Après avoir écouté les 12 morceaux de l’album, Naty Lokole, l’un des chroniqueurs musicaux les plus suivis en RDC, se dit « pas convaincu » par la qualité de Forever. De génération en génération. « Vivant, Papa Wemba ne se serait pas permis de sortir cet opus », confie l’animateur télé de Sektion Musik à Jeune Afrique.
« J’ai reçu plusieurs fois Papa Wemba et chaque fois il m’expliquait que son album de world music n’était pas encore prêt. C’est pourquoi il avait préféré en 2014 sortir Maître d’école, 100% rumba, alors qu’il travaillait déjà depuis quelques années sur un opus world », ajoute Naty Lokole.
« L’album qui est sorti n’est pas de la trempe de Émotion [L’un des meilleurs opus de la carrière de Papa Wemba, NDLR], sorti en 1995. Je ne me suis pas retrouvé : j’ai du mal à situer cet album. Est-ce de la word music ou de la rumba ? » interroge celui qui affirme avoir été « bercé depuis son enfance par la musique de Papa Wemba ».
Un album inachevé ?
« On sent en effet de l’inachevé », confirme Marius Muhunga. Joint au téléphone à Washington où il poursuit des études, l’ancien animateur de Vodacom Super Star, une émission de détection des jeunes chanteurs en RDC, estime que « dans ce dernier album, on retrouve bien le Papa Wemba de Émotion mais il lui manque un peu plus de couleur ».
« En réalité, Papa Wemba gardait encore au frais la plupart de ces chansons qui viennent de sortir. Il n’avait visiblement pas encore fini de travailler dessus. Mais que voulez-vous ? Un album posthume, on le subit et on le consomme sans critiquer. D’autant que la seule personne qui pouvait savoir à quel moment le sortir n’est plus », plaide alors Marius Muhunga.
Papa Wemba chante-t-il (vraiment) Guillaume Soro ?
Dernier fait troublant dans Forever – De génération en génération, une chanson de 7 minutes et 2 secondes en l’honneur de Guillaume Soro. Problème : dans cette Rumba originale, à aucun moment l’on entend Papa Wemba citer le nom du président de l’Assemblée nationale de Côte d’Ivoire. Alors que le refrain et plusieurs solos vocaux de la jeune chanteuse congolaise MJ30 – sa voix a été ajoutée après la mort de Papa Wemba, selon la production – clament à souhait tantôt « Guillaume », tantôt « Soro ».

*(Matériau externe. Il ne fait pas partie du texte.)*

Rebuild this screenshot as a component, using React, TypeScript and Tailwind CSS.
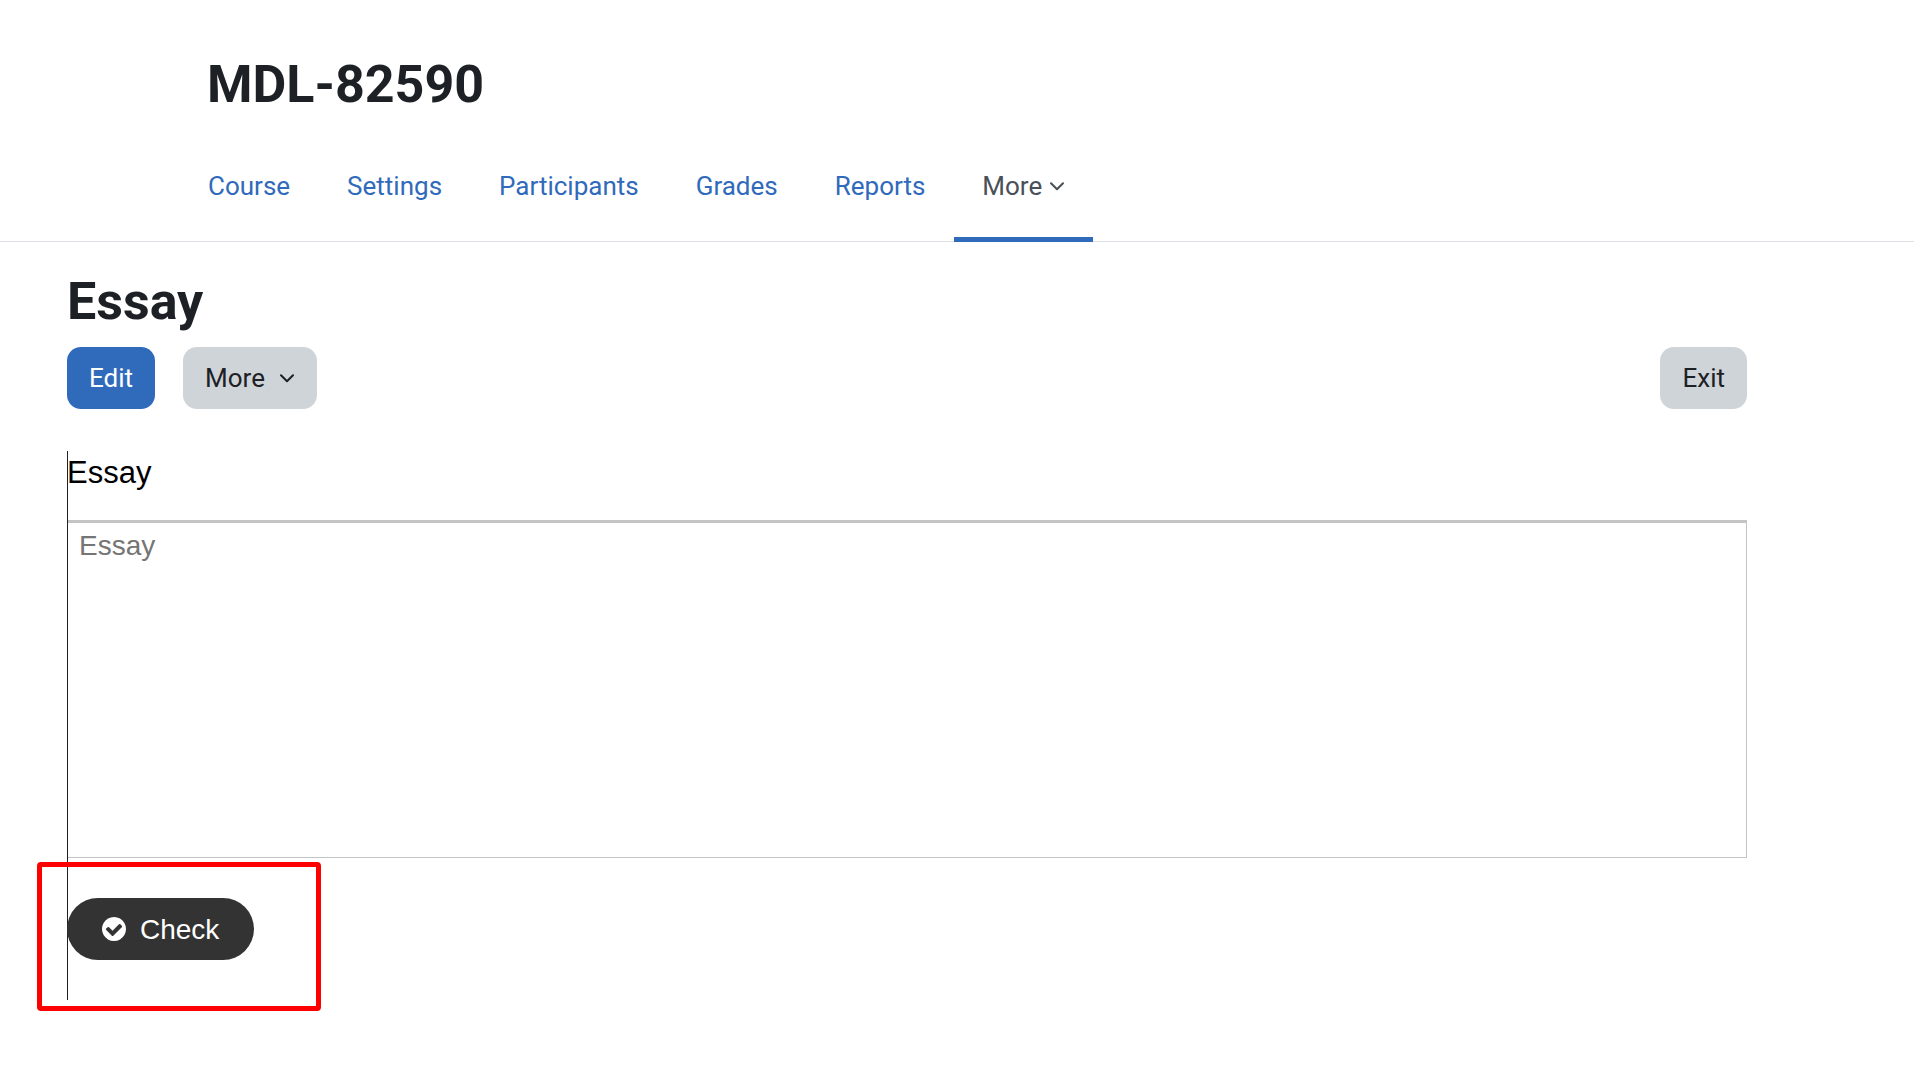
import clsx from "clsx";

const tabs = ["Course", "Settings", "Participants", "Grades", "Reports"];

const ChevronDown = () => (
  <svg width="15" height="9" viewBox="0 0 15 9" fill="none" aria-hidden="true">
    <path
      d="M1 1.2L7 7.2L13 1.2"
      stroke="currentColor"
      strokeWidth="2"
      strokeLinecap="round"
      strokeLinejoin="round"
    />
  </svg>
);

const CheckCircle = () => (
  <svg width="24" height="24" viewBox="128 128 1536 1536" fill="currentColor" aria-hidden="true">
    <path d="M1412 734q0-28-18-46l-91-90q-19-19-45-19t-45 19l-408 407-226-226q-19-19-45-19t-45 19l-91 90q-18 18-18 46 0 27 18 45l362 362q19 19 45 19 27 0 46-19l543-543q18-18 18-45zm252 162q0 209-103 385.5t-279.5 279.5-385.5 103-385.5-103-279.5-279.5-103-385.5 103-385.5 279.5-279.5 385.5-103 385.5 103 279.5 279.5 103 385.5z" />
  </svg>
);

interface ButtonProps {
  children: React.ReactNode;
  primary?: boolean;
}

const Button = ({ children, primary }: ButtonProps) => (
  <button
    type="button"
    className={clsx(
      "flex h-[62px] items-center gap-[15px] rounded-[14px] px-[22px]",
      primary ? "bg-[#306abb] text-white" : "bg-[#ced4d8] text-[#1d2125]"
    )}
  >
    {children}
  </button>
);

const CourseHeader = () => (
  <header className="border-b border-[#dee2e6] pt-[54px]">
    <h1 className="pl-[207px] text-[52px] leading-[62px] font-bold">MDL-82590</h1>
    <nav className="-mb-px flex gap-px pt-[15px] pl-[180px] text-[#306abb]">
      {tabs.map((tab) => (
        <a key={tab} href="#" className="flex h-[111px] items-center border-b-5 border-transparent px-7 pt-1">
          {tab}
        </a>
      ))}
      <button
        type="button"
        className="flex h-[111px] items-center gap-2 border-b-5 border-[#306abb] px-7 pt-1 text-[#495057]"
      >
        More
        <ChevronDown />
      </button>
    </nav>
  </header>
);

const EssayActivity = () => (
  <section className="relative pb-10 font-['Liberation_Sans',Arial,sans-serif]">
    {/* left rule over the full activity height */}
    <div className="pointer-events-none absolute inset-y-0 left-0 w-px bg-[#1d2125]" />
    <label htmlFor="essay" className="block h-[69px] pt-1 text-[31px] leading-9 text-black">
      Essay
    </label>
    <textarea
      id="essay"
      placeholder="Essay"
      className="block h-[338px] w-full resize-none border-t-3 border-r border-b border-[#c4c4c4] px-3 py-[5px] text-[28px] leading-9 placeholder:text-[#757575]"
    />
    <div className="relative pt-10">
      <button
        type="button"
        className="flex h-[62px] items-center gap-[14px] rounded-full bg-[#333] px-[35px] text-[28px] text-white"
      >
        <CheckCircle />
        Check
      </button>
      {/* highlight around the check button */}
      <div className="pointer-events-none absolute top-1 -left-[30px] h-[149px] w-[284px] rounded-[4px] border-5 border-[#ff0000]" />
    </div>
  </section>
);

export default function App() {
  return (
    <div className="min-h-screen bg-white font-['Roboto',sans-serif] text-[26px] leading-[39px] text-[#1d2125]">
      <CourseHeader />
      <main className="pt-[29px] pr-[167px] pl-[67px]">
        <h2 className="text-[52px] leading-[62px] font-bold">Essay</h2>
        <div className="flex gap-7 pt-[14px] pb-[42px]">
          <Button primary>Edit</Button>
          <Button>
            More
            <ChevronDown />
          </Button>
          <div className="ml-auto">
            <Button>Exit</Button>
          </div>
        </div>
        <EssayActivity />
      </main>
    </div>
  );
}
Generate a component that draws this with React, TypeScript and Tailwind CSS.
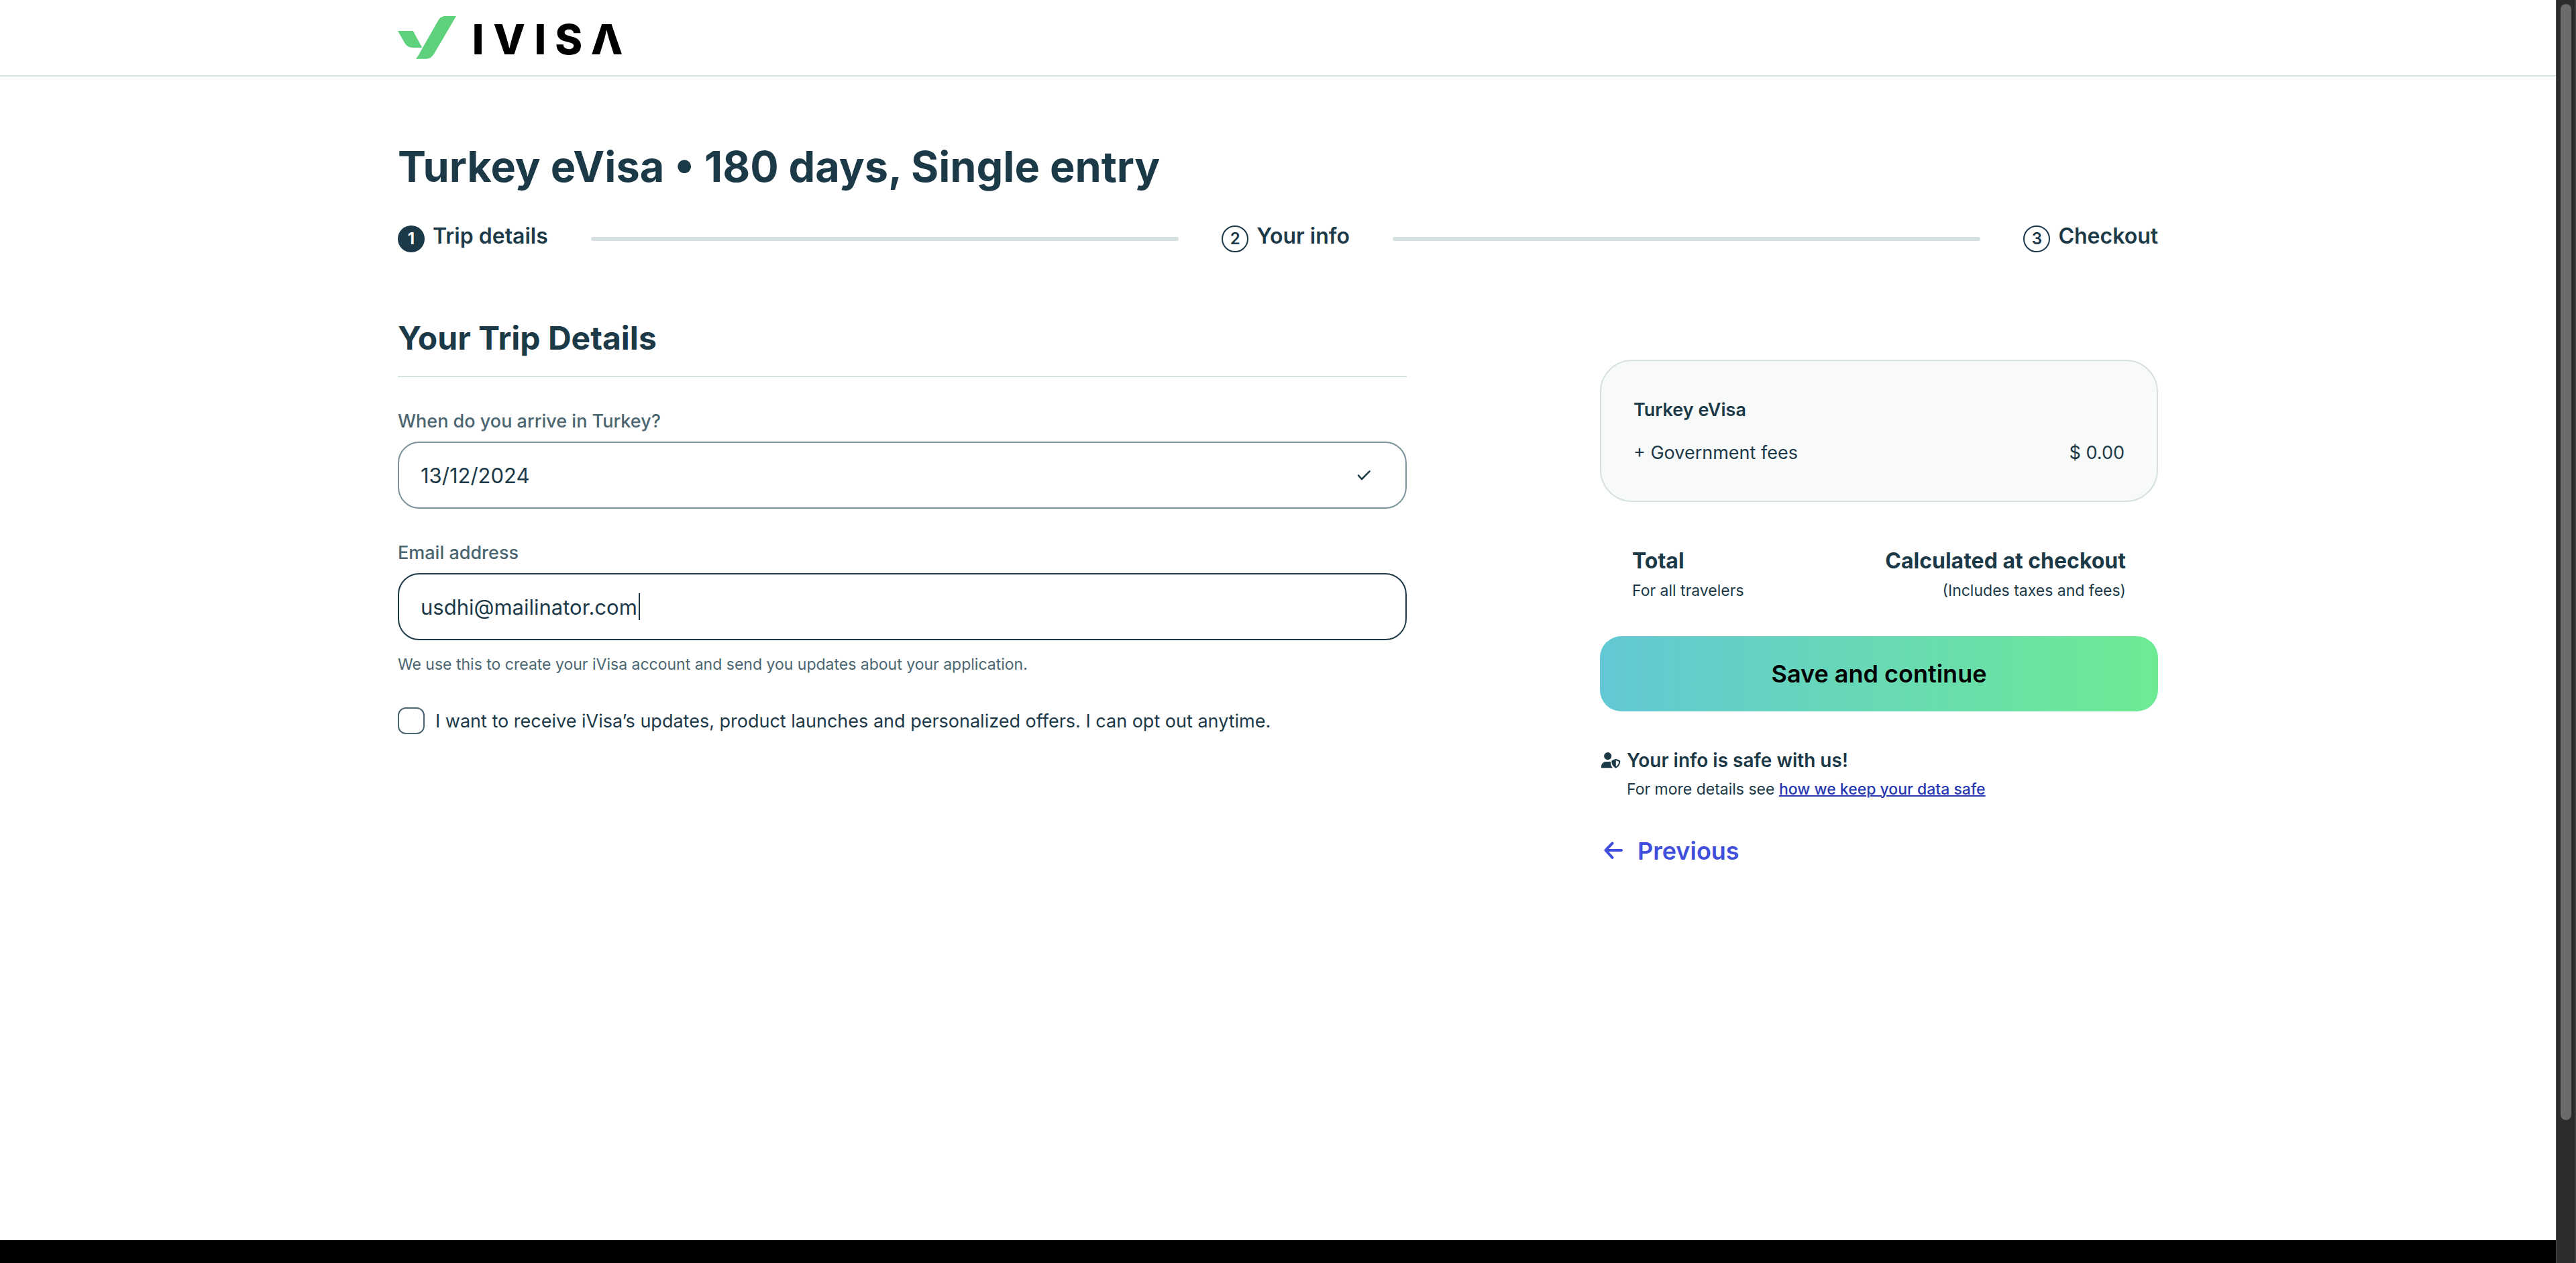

« Comment ne pas s’interroger sur l’intention réelle des producteurs de cet album ? L’ont-ils sorti pour gagner de l’argent ou pour payer des dettes que Papa Wemba aurait laissées ? » lance pour sa part Naty Lokole, toujours aussi remonté. « Parce qu’on ne comprend pas pourquoi MJ30 chante par exemple plus de 70 % du temps sur un morceau qui appartient à Papa Wemba », ajoute l’animateur.
Plus conciliant, Lokua Kanza, qui a beaucoup collaboré avec Papa Wemba, trouve que « c’est en soi une bonne chose » de sortir cet album après la mort de l’artiste. Sans s’étendre sur la qualité de l’opus qu’il dit n’avoir « pas encore écouté », l’auteur-compositeur congolais le plus talentueux de sa génération se réjouit néanmoins que « l’esprit de Papa Wemba que nous avons tant aimé nous revienne de nouveau à travers cet album ». Forever.